London has Fallen (2016)

(Video on Demand, June 2016) Nobody asked for this sequel (Upon learning that it was coming, I thought, “they made a sequel to the wrong white-house-in-peril movie!”) but now that London has Fallen exists, what can we learn from the experience? Perhaps, surprisingly, that it actually improves upon the admittedly dismal first film in the series: Without Antoine Fuqua at the helm, London Has Fallen tones down the excessive violence, swearing and mean-spiritedness. The result still isn’t particularly inspiring (this is, after all, a film where—ethnic slurs aside—Americans are criticized for indiscriminate drone-bombing, to which they triumphantly respond with even more drone-bombing) but it’s potent in the way generic action thrillers can be enjoyable as long as you don’t ask too many questions about American hegemony. There isn’t a whole lot of plot to London has Fallen—just Gerard Butler killing terrorists with jingoistic bon mots, Aaron Eckhart looking presidential and stock footage of London with tons of smoke. The film occasionally shows signs of life—most notably during a G7 assassination festival earlier on, and a mock single-take assault on a building later on.
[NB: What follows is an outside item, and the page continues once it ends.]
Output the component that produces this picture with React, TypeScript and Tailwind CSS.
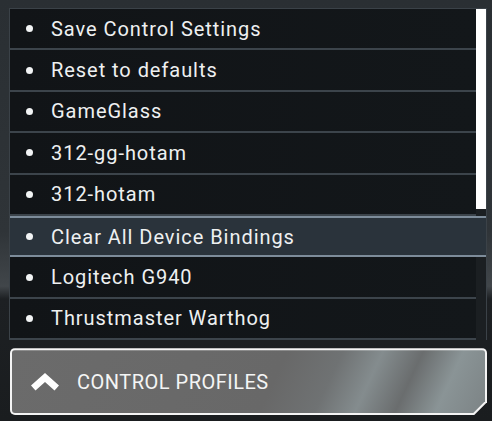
import React from 'react'

const items = [
  'Save Control Settings',
  'Reset to defaults',
  'GameGlass',
  '312-gg-hotam',
  '312-hotam',
  'Clear All Device Bindings',
  'Logitech G940',
  'Thrustmaster Warthog',
]

const ACTIVE = 5

const Row = ({ label, active }: { label: string; active: boolean }) => {
  if (active) {
    return (
      <div className="relative z-10 -mr-[10px] flex h-[41.4px] items-center border-y-2 border-[#7d8c9a] bg-[#2a333b]">
        <span className="ml-[16px] h-[7px] w-[7px] rounded-full bg-[#f2f4f5]" />
        <span className="ml-[18px] text-[20px] tracking-[0.95px] text-[#eef0f1]">{label}</span>
      </div>
    )
  }
  return (
    <div className="flex h-[41.4px] items-center border-b-2 border-[#3c444b] bg-[linear-gradient(90deg,#111417_0%,#13171a_100%)]">
      <span className="ml-[16px] h-[7px] w-[7px] rounded-full bg-[#f2f4f5]" />
      <span className="ml-[18px] text-[20px] tracking-[0.95px] text-[#eef0f1]">{label}</span>
    </div>
  )
}

const App = () => {
  return (
    <div
      className="flex h-[421px] w-[492px] flex-col overflow-hidden bg-[linear-gradient(180deg,#2a2f33_0%,#2f3438_55%,#41464a_68%,#1d2023_71%,#1a1d1f_100%)] pt-[8px]"
      style={{ fontFamily: 'Roboto, "Liberation Sans", sans-serif' }}
    >
      <div className="ml-[9px] mr-[5px] flex border-x border-t border-[#3b4248]">
        <div className="flex flex-1 flex-col">
          {items.map((label, i) => (
            <Row key={label} label={label} active={i === ACTIVE} />
          ))}
        </div>
        <div className="flex w-[10px] flex-col">
          <div className="h-[200px] bg-white" />
          <div className="flex-1 bg-[#1b1f22]" />
        </div>
      </div>

      <div className="ml-[10px] mt-[8px] h-[67px] w-[477px] rounded-[5px] bg-[#f4f4f4] p-[2px] [clip-path:polygon(0_0,100%_0,100%_calc(100%_-_13px),calc(100%_-_13px)_100%,0_100%)]">
        <div className="flex h-full items-center rounded-[3px] bg-[linear-gradient(115deg,#6b6b6b_0%,#686868_55%,#6f7273_66%,#848c8e_74%,#6a6d6e_82%,#8a9496_90%,#7c8385_100%)] pl-[19px] [clip-path:polygon(0_0,100%_0,100%_calc(100%_-_12px),calc(100%_-_12px)_100%,0_100%)]">
          <svg width="28" height="18" viewBox="0 0 28 18" className="shrink-0">
            <path d="M14 0 L28 12.5 L23.5 17.5 L14 9 L4.5 17.5 L0 12.5 Z" fill="#ffffff" />
          </svg>
          <span className="ml-[18px] text-[20px] tracking-[0.5px] text-[#f4f5f5]">CONTROL PROFILES</span>
        </div>
      </div>
    </div>
  )
}

export default App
Most of the time, though, it seems happy to go through the motions of an eighties action film with implausibly well-organized foes, a bulletproof hero and plenty of unanswered questions. As dumb and borderline unpalatable as it may be, though, London Has Fallen does manage to stay on this side of the unacceptability line, which is more than the first film did. I’m not at all convinced that a third entry in the series is needed, but at least it ends on a higher note than if the first film had been allowed to disappear without a follow-up.